Methods: Patients' data on TKA continuously performed by a single surgeon who had intended initially to undergo implantation of cruciate-retaining (CR) prostheses was collected. During the sacrifice of PCL, we utilized anterior-stabilized (AS) tibial bearings. The dataset was split into CR and AS categories to form distinct groups. Relevant information regarding age, gender, body mass index (BMI), the affected side, and preoperative diagnosis was extracted by reviewing the medical records of the patients. To ensure the authenticity of the research, an initial step involved capturing X-ray images before the surgery. These images were then analyzed to determine the height of the medial condyle (MMH) and lateral condyle (LMH), as well as the ratios between MLW and MMH and MLW and LMH. Additionally, the insall-salvati index (ISI) was calculated, and the severity of any varus or valgus deformities was assessed.

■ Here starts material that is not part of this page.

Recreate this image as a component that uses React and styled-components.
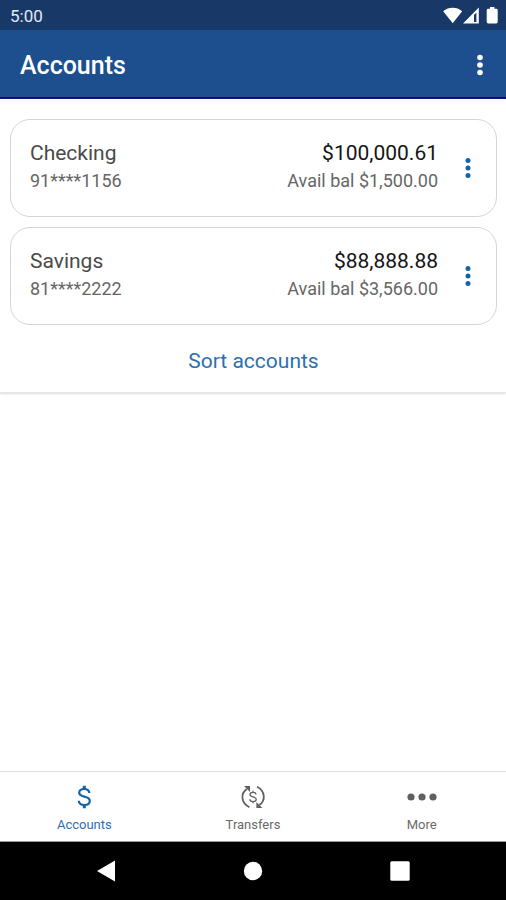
import React from "react";
import styled, { createGlobalStyle } from "styled-components";

const COLORS = {
  status: "#183967",
  header: "#1d4f8f",
  headerEdge: "#06097c",
  link: "#2e6fae",
  border: "#d5d5d5",
  text: "#4a4a4a",
  muted: "#666",
};

const accounts = [
  {
    name: "Checking",
    number: "91****1156",
    balance: "$100,000.61",
    available: "$1,500.00",
  },
  {
    name: "Savings",
    number: "81****2222",
    balance: "$88,888.88",
    available: "$3,566.00",
  },
];

const Kebab = ({ radius }) => (
  <svg width="8" height="24" viewBox="0 0 8 24" fill="currentColor">
    <circle cx="4" cy="4.5" r={radius} />
    <circle cx="4" cy="12" r={radius} />
    <circle cx="4" cy="19.5" r={radius} />
  </svg>
);

const StatusIcons = () => (
  <svg width="56" height="18" viewBox="0 0 56 18" fill="#fff">
    <path d="M.2 4.2C5.5-.3 13.9-.3 19.2 4.2L9.7 16.2Z" />
    <path
      fillRule="evenodd"
      d="M20 16.4 35.8.6V16.4ZM31 7.8V15H33.4V5.8Z"
    />
    <path d="M47 0H51.4V1.8H53.3Q54.7 1.8 54.7 3.2V15.1Q54.7 16.5 53.3 16.5H45.1Q43.7 16.5 43.7 15.1V3.2Q43.7 1.8 45.1 1.8H47Z" />
  </svg>
);

const DollarIcon = () => (
  <svg width="28" height="28" viewBox="0 0 28 28" fill="none" stroke="currentColor">
    <path
      strokeWidth="2.2"
      d="M19.4 10C19.4 7.4 17.2 6 14.2 6S9.2 7.4 9.2 9.8C9.2 15.3 19.8 12 19.8 18C19.8 20.6 17.5 22 14.3 22S8.8 20.4 8.8 17.8"
    />
    <path strokeWidth="3" d="M14.3 2.8V6.2M14.3 21.8V25.2" />
  </svg>
);

const TransferIcon = () => (
  <svg width="28" height="28" viewBox="0 0 28 28" fill="none" stroke="currentColor">
    <path strokeWidth="1.8" d="M10.4 24.2C1.8 20 1.4 10.4 7.8 6" />
    <path strokeWidth="1.8" d="M18 3.8C26.4 8 26.8 17.6 20.4 22" />
    <path fill="currentColor" stroke="none" d="M5 3H11V9Z" />
    <path fill="currentColor" stroke="none" d="M23.4 25H17.4V19Z" />
    <path
      strokeWidth="1.3"
      d="M17 11.4C17 10 15.8 9.4 14 9.4S11 10.1 11 11.6C11 14.8 17.2 13 17.2 16.3C17.2 17.8 15.9 18.6 14 18.6S10.8 17.8 10.8 16.2M14 7.8V9.4M14 18.6V20.2"
    />
  </svg>
);

const MoreIcon = () => (
  <svg width="30" height="28" viewBox="0 0 30 28" fill="currentColor">
    <circle cx="4" cy="14" r="3.6" />
    <circle cx="15" cy="14" r="3.6" />
    <circle cx="26" cy="14" r="3.6" />
  </svg>
);

const App = () => {
  return (
    <Wrapper>
      <GlobalStyle />
      <StatusBar>
        <span>5:00</span>
        <StatusIcons />
      </StatusBar>
      <Header>
        <h1>Accounts</h1>
        <MenuButton aria-label="Options">
          <Kebab radius={2.8} />
        </MenuButton>
      </Header>
      <Main>
        <Panel>
          {accounts.map((account) => (
            <Card key={account.number}>
              <Details>
                <Name>{account.name}</Name>
                <Small>{account.number}</Small>
              </Details>
              <Details $end>
                <Balance>{account.balance}</Balance>
                <Small>Avail bal {account.available}</Small>
              </Details>
              <CardMenu aria-label={`${account.name} options`}>
                <Kebab radius={2.5} />
              </CardMenu>
            </Card>
          ))}
          <SortButton>Sort accounts</SortButton>
        </Panel>
      </Main>
      <Tabs>
        <Tab href="#accounts" $active>
          <DollarIcon />
          Accounts
        </Tab>
        <Tab href="#transfers">
          <TransferIcon />
          Transfers
        </Tab>
        <Tab href="#more">
          <MoreIcon />
          More
        </Tab>
      </Tabs>
      <SystemBar>
        <SystemButton aria-label="Back">
          <svg width="20" height="22" viewBox="0 0 20 22" fill="#fff">
            <path d="M1 11 19 .5V21.5Z" />
          </svg>
        </SystemButton>
        <SystemButton aria-label="Home">
          <svg width="20" height="20" viewBox="0 0 20 20" fill="#fff">
            <circle cx="10" cy="10" r="9.2" />
          </svg>
        </SystemButton>
        <SystemButton aria-label="Recent apps">
          <svg width="20" height="20" viewBox="0 0 20 20" fill="#fff">
            <rect x=".3" y=".3" width="19.4" height="19.4" rx="1.5" />
          </svg>
        </SystemButton>
      </SystemBar>
    </Wrapper>
  );
};

const GlobalStyle = createGlobalStyle`
  * {
    box-sizing: border-box;
    margin: 0;
    padding: 0;
  }

  body {
    background: #fff;
    font-family: Roboto, "Liberation Sans", sans-serif;
  }

  button {
    border: none;
    background: none;
    font-family: inherit;
    cursor: pointer;
  }

  svg {
    display: block;
  }
`;

const Wrapper = styled.div`
  display: flex;
  flex-direction: column;
  min-height: 100vh;
`;
const StatusBar = styled.div`
  display: flex;
  justify-content: space-between;
  align-items: center;
  height: 30px;
  padding: 2px 7px 0 10px;
  background: ${COLORS.status};
  color: #e3eaf5;
  font-size: 17px;
  line-height: 20px;
`;
const Header = styled.header`
  display: flex;
  justify-content: space-between;
  align-items: center;
  height: 69px;
  padding: 0 14px 0 20px;
  background: ${COLORS.header};
  border-bottom: 2px solid ${COLORS.headerEdge};
  color: #fff;

  h1 {
    padding-top: 4px;
    font-size: 25px;
    line-height: 28px;
    font-weight: 500;
  }
`;
const MenuButton = styled.button`
  display: flex;
  justify-content: center;
  width: 24px;
  padding-top: 2px;
  color: #fff;
`;
const Main = styled.main`
  flex: 1;
`;
const Panel = styled.section`
  display: flex;
  flex-direction: column;
  gap: 10px;
  padding: 20px 9px 15px 10px;
  border-bottom: 1px solid #e6e6e6;
  box-shadow: 0 1px 2px #dcdcdc;
`;
const Card = styled.article`
  display: flex;
  padding: 19px 16px 19px 19px;
  border: 1px solid ${COLORS.border};
  border-radius: 20px;
`;
const Details = styled.div`
  display: flex;
  flex-direction: column;
  flex: ${({ $end }) => ($end ? "none" : 1)};
  align-items: ${({ $end }) => ($end ? "flex-end" : "flex-start")};
  gap: 2px;
  padding-bottom: 4px;
`;
const Name = styled.h2`
  color: ${COLORS.text};
  font-size: 21px;
  line-height: 28px;
  font-weight: 400;
`;
const Balance = styled.p`
  color: #151515;
  font-size: 21px;
  line-height: 28px;
`;
const Small = styled.p`
  color: ${COLORS.muted};
  font-size: 18px;
  line-height: 24px;
`;
const CardMenu = styled.button`
  display: flex;
  justify-content: center;
  align-items: center;
  width: 24px;
  margin-left: 18px;
  color: #1663a8;
`;
const SortButton = styled.button`
  align-self: center;
  padding: 14px 16px 4px;
  color: ${COLORS.link};
  font-size: 21px;
  line-height: 24px;
`;
const Tabs = styled.nav`
  display: flex;
  height: 71px;
  border-top: 1px solid #dedede;
  border-bottom: 1px solid #9b9b9b;
`;
const Tab = styled.a`
  display: flex;
  flex: 1;
  flex-direction: column;
  align-items: center;
  gap: 5px;
  padding-top: 11px;
  color: ${({ $active }) => ($active ? COLORS.link : "#6a6a6a")};
  font-size: 13px;
  line-height: 18px;
  text-decoration: none;

  svg {
    color: ${({ $active }) => ($active ? "#1663a8" : "#606060")};
  }
`;
const SystemBar = styled.footer`
  display: flex;
  height: 58px;
  padding: 0 32px;
  background: #000;
`;
const SystemButton = styled.button`
  display: flex;
  flex: 1;
  justify-content: center;
  align-items: center;
`;

export default App;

Eight machine-learning methods were developed to predict the retention of PCL in TKA. Risk factor analysis was performed using the SHApley Additive exPlanations method.

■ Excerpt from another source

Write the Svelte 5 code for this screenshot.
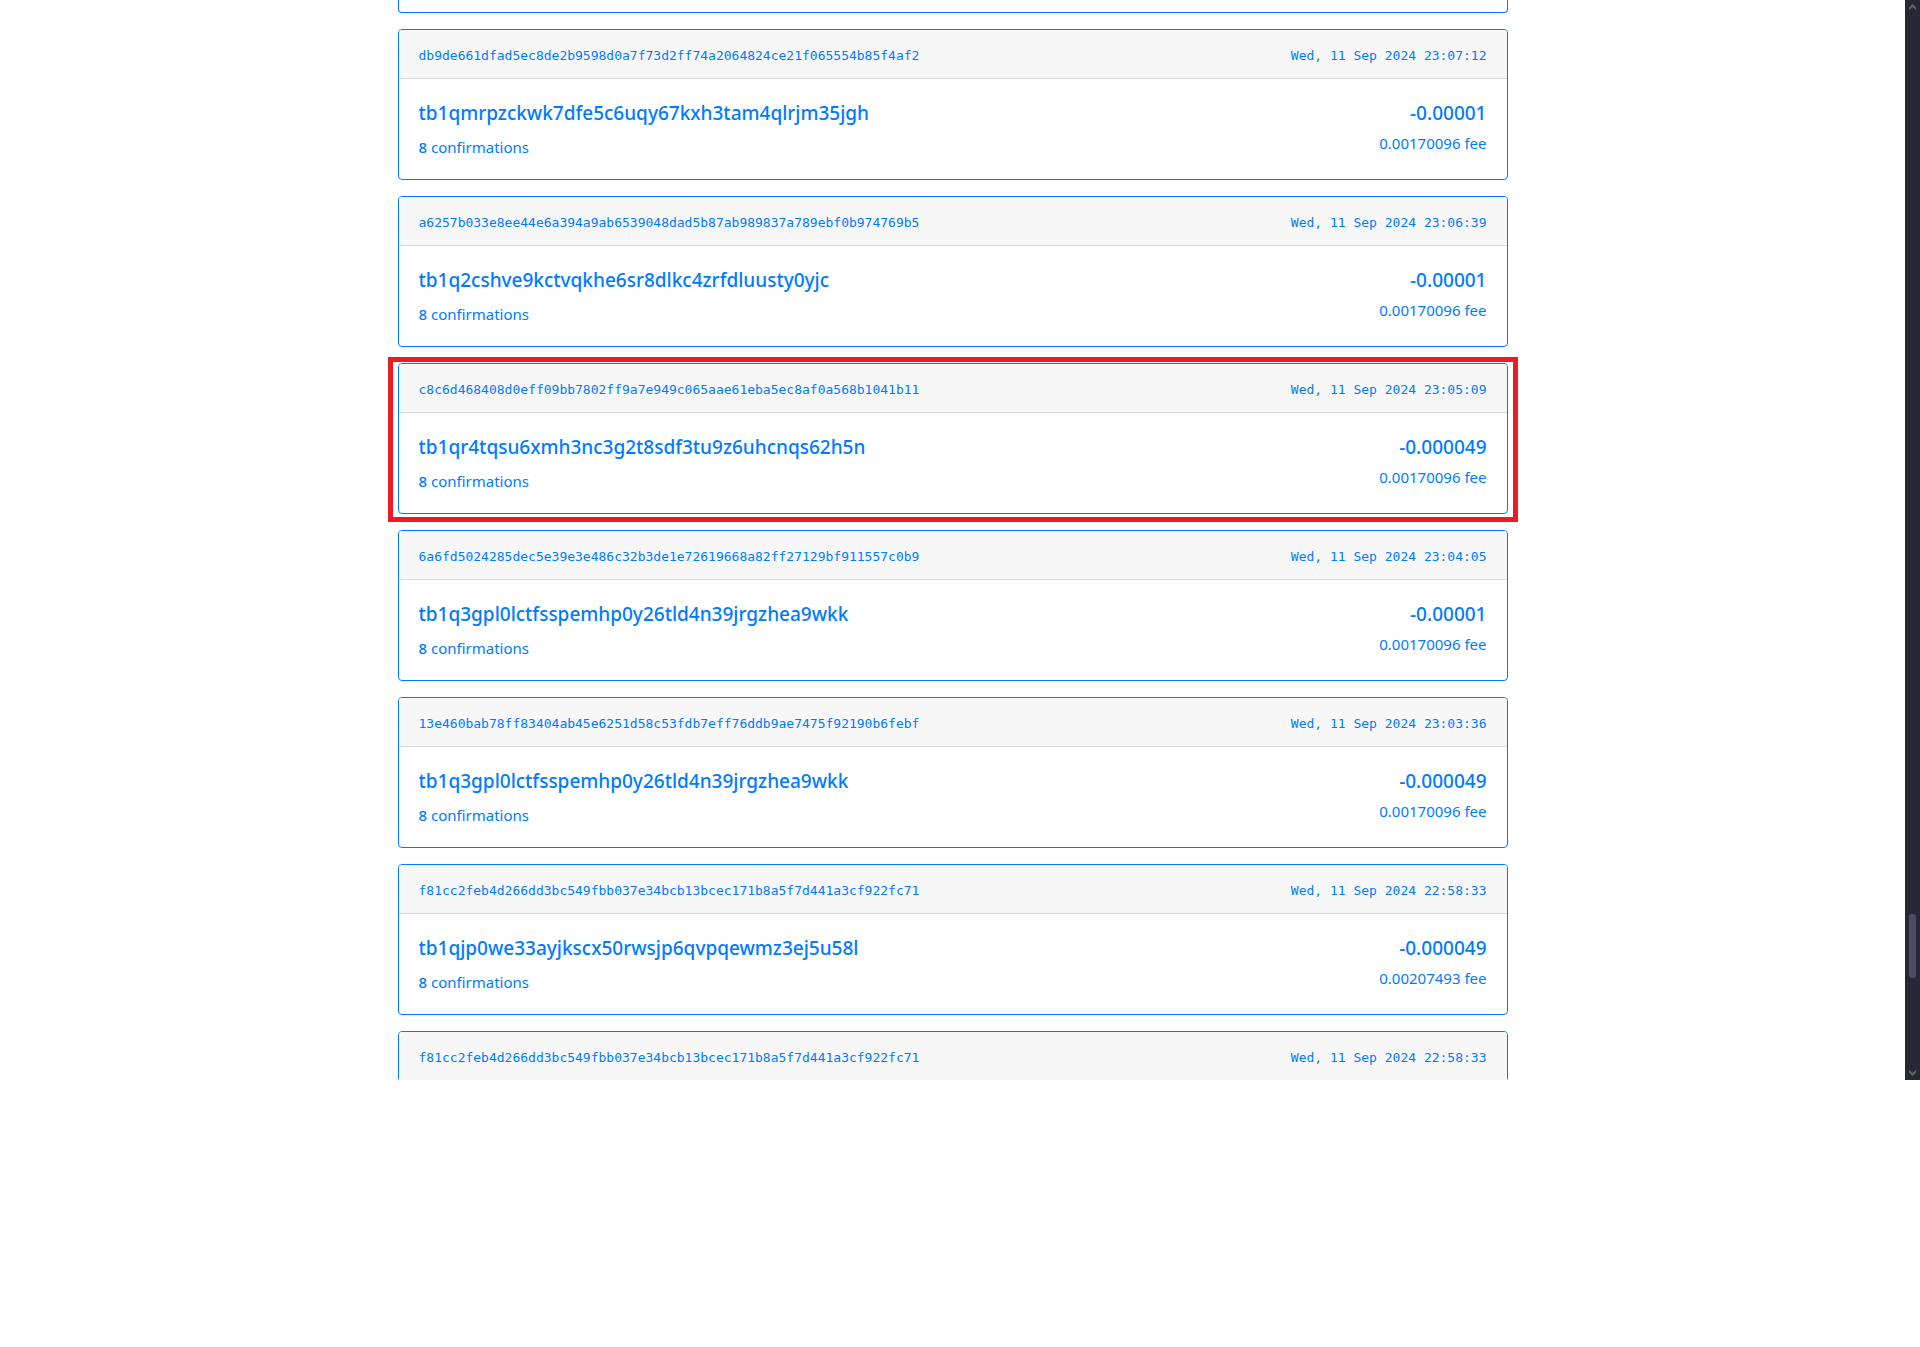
<script>
  const transactions = [
    { id: 'db9de661dfad5ec8de2b9598d0a7f73d2ff74a2064824ce21f065554b85f4af2', date: 'Wed, 11 Sep 2024 23:07:12', address: 'tb1qmrpzckwk7dfe5c6uqy67kxh3tam4qlrjm35jgh', amount: '-0.00001', fee: '0.00170096' },
    { id: 'a6257b033e8ee44e6a394a9ab6539048dad5b87ab989837a789ebf0b974769b5', date: 'Wed, 11 Sep 2024 23:06:39', address: 'tb1q2cshve9kctvqkhe6sr8dlkc4zrfdluusty0yjc', amount: '-0.00001', fee: '0.00170096' },
    { id: 'c8c6d468408d0eff09bb7802ff9a7e949c065aae61eba5ec8af0a568b1041b11', date: 'Wed, 11 Sep 2024 23:05:09', address: 'tb1qr4tqsu6xmh3nc3g2t8sdf3tu9z6uhcnqs62h5n', amount: '-0.000049', fee: '0.00170096', marked: true },
    { id: '6a6fd5024285dec5e39e3e486c32b3de1e72619668a82ff27129bf911557c0b9', date: 'Wed, 11 Sep 2024 23:04:05', address: 'tb1q3gpl0lctfsspemhp0y26tld4n39jrgzhea9wkk', amount: '-0.00001', fee: '0.00170096' },
    { id: '13e460bab78ff83404ab45e6251d58c53fdb7eff76ddb9ae7475f92190b6febf', date: 'Wed, 11 Sep 2024 23:03:36', address: 'tb1q3gpl0lctfsspemhp0y26tld4n39jrgzhea9wkk', amount: '-0.000049', fee: '0.00170096' },
    { id: 'f81cc2feb4d266dd3bc549fbb037e34bcb13bcec171b8a5f7d441a3cf922fc71', date: 'Wed, 11 Sep 2024 22:58:33', address: 'tb1qjp0we33ayjkscx50rwsjp6qvpqewmz3ej5u58l', amount: '-0.000049', fee: '0.00207493' },
    { id: 'f81cc2feb4d266dd3bc549fbb037e34bcb13bcec171b8a5f7d441a3cf922fc71', date: 'Wed, 11 Sep 2024 22:58:33' },
  ];
</script>

<div class="viewport">
  <main class="page">
    <div class="container">
      <div class="card-end"></div>
      {#each transactions as tx}
        <article class="card" class:marked={tx.marked}>
          <header class="card-header">
            <span>{tx.id}</span>
            <time>{tx.date}</time>
          </header>
          {#if tx.address}
            <div class="card-body">
              <div>
                <h5>{tx.address}</h5>
                <p class="confirmations"><strong>8</strong> confirmations</p>
              </div>
              <div class="totals">
                <h5>{tx.amount}</h5>
                <p>{tx.fee} fee</p>
              </div>
            </div>
          {/if}
        </article>
      {/each}
    </div>
  </main>
  <div class="scrollbar" aria-hidden="true">
    <svg class="arrow" viewBox="0 0 7 6"><path d="M0 6V3.5L3.5 0 7 3.5V6L3.5 3z" /></svg>
    <div class="track"><div class="thumb"></div></div>
    <svg class="arrow" viewBox="0 0 7 6"><path d="M0 0 3.5 3 7 0V2.5L3.5 6 0 2.5z" /></svg>
  </div>
</div>

<style>
  :global(body) {
    margin: 0;
    background: #fff;
  }
  .viewport {
    display: flex;
    height: 1080px;
    overflow: hidden;
    color: #007bff;
    font: 400 15px/24px 'Noto Sans', 'Open Sans', sans-serif;
  }
  .page {
    flex: 1;
    min-width: 0;
    overflow: hidden;
  }
  .container {
    box-sizing: border-box;
    max-width: 1140px;
    margin: 0 auto;
    padding: 0 15px;
  }
  .card,
  .card-end {
    position: relative;
    margin-bottom: 16px;
    border: 1px solid #007bff;
    border-radius: 4px;
  }
  .card-end {
    height: 12px;
    border-top: 0;
    border-top-left-radius: 0;
    border-top-right-radius: 0;
  }
  .marked::after {
    content: '';
    position: absolute;
    inset: -7px -11px -9px;
    border: 5px solid #ed1c24;
    pointer-events: none;
  }
  .card-header {
    display: flex;
    justify-content: space-between;
    gap: 16px;
    padding: 14px 20px 10px;
    border-bottom: 1px solid #d8d8d8;
    border-radius: 3px 3px 0 0;
    background: #f7f7f7;
    font-family: 'DejaVu Sans Mono', monospace;
    font-size: 13px;
  }
  .card-body {
    display: flex;
    justify-content: space-between;
    padding: 22px 20px 20px;
  }
  h5 {
    margin: 0 0 6px;
    font-size: 19px;
    font-weight: 500;
    line-height: 24px;
  }
  p {
    margin: 0;
  }
  strong {
    font-weight: 500;
  }
  .confirmations {
    padding-top: 4px;
  }
  .totals {
    text-align: right;
  }
  .scrollbar {
    box-sizing: border-box;
    display: flex;
    flex-direction: column;
    align-items: center;
    width: 15px;
    padding: 4px 0;
    background: #252935;
  }
  .arrow {
    width: 7px;
    height: 6px;
    fill: #666;
  }
  .track {
    display: flex;
    flex: 1;
    align-items: flex-end;
    padding-bottom: 92px;
  }
  .thumb {
    width: 7px;
    height: 64px;
    border-radius: 3px;
    background: #4b4b66;
  }
</style>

Results: A total of 307 knee joints from 266 patients were included, among which there were 254 females and 53 males. A stratified random sampling technique was used to split patients in a 70:30 ratio into a training dataset and a testing dataset. Eight machine-learning models were trained using data feeding. Except for the AUC of the LGBM Classifier, which is 0.70, the AUCs of other machine learning models are all lower than 0.70. In importance-based analysis, ISI, MMH, LMH, deformity, and age were confirmed as important predictive factors for PCL retention in operations.

Conclusion: The LGBM Classifier model achieved the best performance in predicting PCL retention in TKA. Among the potential risk factors, ISI, MMH, LMH, and deformity played essential roles in the prediction of PCL retention.

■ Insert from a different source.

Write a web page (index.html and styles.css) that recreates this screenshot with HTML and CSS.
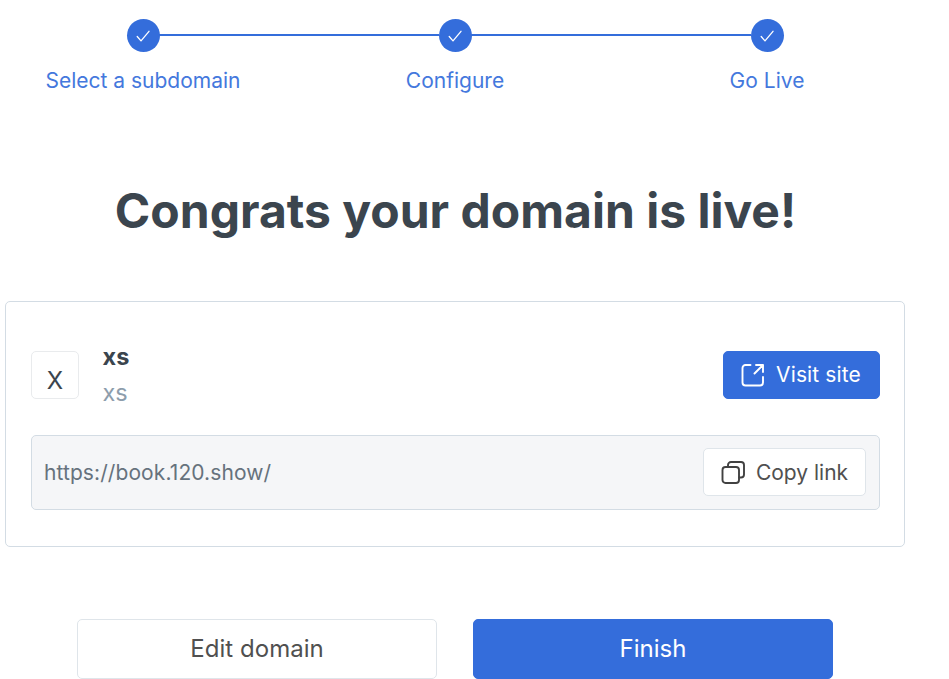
FILE: index.html
```html
<!DOCTYPE html>
<html lang="en">
<head>
<meta charset="utf-8">
<title>Domain setup</title>
<link rel="stylesheet" href="styles.css">
</head>
<body>
<main class="page">
  <ol class="steps">
    <li class="step"><span class="dot"><svg viewBox="0 0 16 16"><path d="M2.2 8.500 6 12.900 14 3.300"/></svg></span><span class="label">Select a subdomain</span></li>
    <li class="step"><span class="dot"><svg viewBox="0 0 16 16"><path d="M2.2 8.500 6 12.900 14 3.300"/></svg></span><span class="label">Configure</span></li>
    <li class="step"><span class="dot"><svg viewBox="0 0 16 16"><path d="M2.2 8.500 6 12.900 14 3.300"/></svg></span><span class="label">Go Live</span></li>
  </ol>
  <h1 class="title">Congrats your domain is live!</h1>
  <section class="card">
    <div class="site">
      <div class="avatar">X</div>
      <div class="info"><div class="name">xs</div><div class="sub">xs</div></div>
      <button class="btn primary visit"><svg viewBox="0 0 24 24"><path d="M9.500 2H4.500a3 3 0 0 0-3 3v14.500a3 3 0 0 0 3 3h14.500a3 3 0 0 0 3-3V14M15 2h7v7M22 2l-8.500 8.500"/></svg><span>Visit site</span></button>
    </div>
    <div class="link">
      <span class="url">https://book.120.show/</span>
      <button class="btn copy"><svg viewBox="0 0 24 24"><rect x="1.500" y="7" width="16.500" height="16" rx="3"/><path d="M7 7V5a3 3 0 0 1 3-3h10a3 3 0 0 1 3 3v9.500a3 3 0 0 1-3 3h-2"/></svg><span>Copy link</span></button>
    </div>
  </section>
  <div class="actions">
    <button class="btn large">Edit domain</button>
    <button class="btn large primary">Finish</button>
  </div>
</main>
</body>
</html>
```
FILE: styles.css
```css
* { box-sizing: border-box; }
html, body { margin: 0; height: 100%; overflow: hidden; background: #fff; }
body { font-family: Inter, sans-serif; color: #3b454e; }
.page { width: 900px; margin-left: 5px; padding-top: 19px; }
.steps { display: grid; grid-template-columns: repeat(3, 312px); margin: 0 0 0 -18px; padding: 0; list-style: none; }
.step { position: relative; display: flex; flex-direction: column; align-items: center; color: #4478dd; }
.step + .step::before { content: ""; position: absolute; top: 15px; left: -140px; width: 280px; height: 2px; background: #346ddb; }
.dot { width: 33px; height: 33px; border-radius: 50%; background: #346ddb; display: flex; align-items: center; justify-content: center; }
svg { fill: none; stroke: currentColor; stroke-width: 1.9; stroke-linecap: round; stroke-linejoin: round; flex: none; }
.dot svg { width: 16px; height: 16px; stroke: #fff; stroke-width: 1.3; }
.label { margin-top: 14px; font-size: 21px; line-height: 30px; white-space: nowrap; }
.title { margin: 85px 0 0; height: 60px; font-size: 48px; line-height: 60px; font-weight: 700; text-indent: 1px; text-align: center; white-space: nowrap; }
.card { margin-top: 60px; height: 246px; border: 1px solid #d3dce4; border-radius: 5px; padding: 38px 24px 0 25px; }
.site { display: flex; height: 70px; align-items: center; }
.avatar { width: 48px; height: 48px; border: 1px solid #e9ebed; border-radius: 5px; font-size: 24px; line-height: 58px; text-align: center; }
.info { margin-left: 23.5px; flex: 1; font-size: 23.5px; line-height: 36px; }
.name { font-weight: 700; }
.sub { color: #8d9dac; }
.btn { font: 400 21px/1 Inter, sans-serif; display: flex; align-items: center; justify-content: center; padding: 0; border: 1px solid #dfe5ea; border-radius: 5px; background: #fff; color: #505050; white-space: nowrap; }
.btn svg { width: 24px; height: 24px; margin-right: 11px; color: #414141; }
.primary { background: #346ddb; border-color: #346ddb; color: #fff; }
.visit { width: 157px; height: 48px; letter-spacing: .12px; }
.visit svg { color: #fff; margin-left: -1px; }
.visit span { padding-bottom: 2px; }
.link { margin-top: 25px; height: 75px; border: 1px solid #d3dce4; border-radius: 5px; background: #f5f6f8; display: flex; align-items: center; justify-content: space-between; padding: 0 13px 2px 12px; }
.url { font-size: 21px; letter-spacing: .09px; color: #66727d; padding-top: 2px; }
.copy { width: 163px; height: 48px; }
.copy span { padding-top: 2px; }
.actions { margin: 72px 0 0 72px; display: flex; gap: 36px; }
.large { width: 360px; height: 60px; font-size: 24px; letter-spacing: .05px; }
```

Keywords: Knee joint; Machine learning; Posterior cruciate ligament; Total knee arthroplasty.

Figure 1

Machine learning development process (A) 7 continuous and 5 categorical predictors of PCL retention were taken into the computational process. (B) A stratified random sampling technique was applied to split patients in a 70:30 ratio to a training dataset and a testing dataset. (C) Training dataset was used to identify the optimal hyperparameters which provided the highest accuracy in a tenfold internal cross‐validation of each model. (D) The performance of all algorithms was evaluated with another, unseen, testing dataset.

Figure 2

(A) A lateral X‐ray of the knee joint illustrated the measurement process of the medial condyle height (MMH), lateral condyle height (LMH), and Insall‐salvati index (ISI). (B) An anteroposterior X‐ray of the knee joint demonstrated the measurement process of the width of the epicondyle (MLW).

Figure 3

Receiver‐operating characteristic curve (ROC) for the models developed with all algorithms. Except for the LGBM Classifier's 0.70, the AUCs of other machine learning models were all lower than 0.70.

Figure 4

Characteristics of the selected model (LGBM Classifier): SHAP Value summary graph of top variables and their impact on the prediction.

Figure 5

Variables importance ratio. Top nine crucial variables on the prediction of posterior cruciate ligament preservation.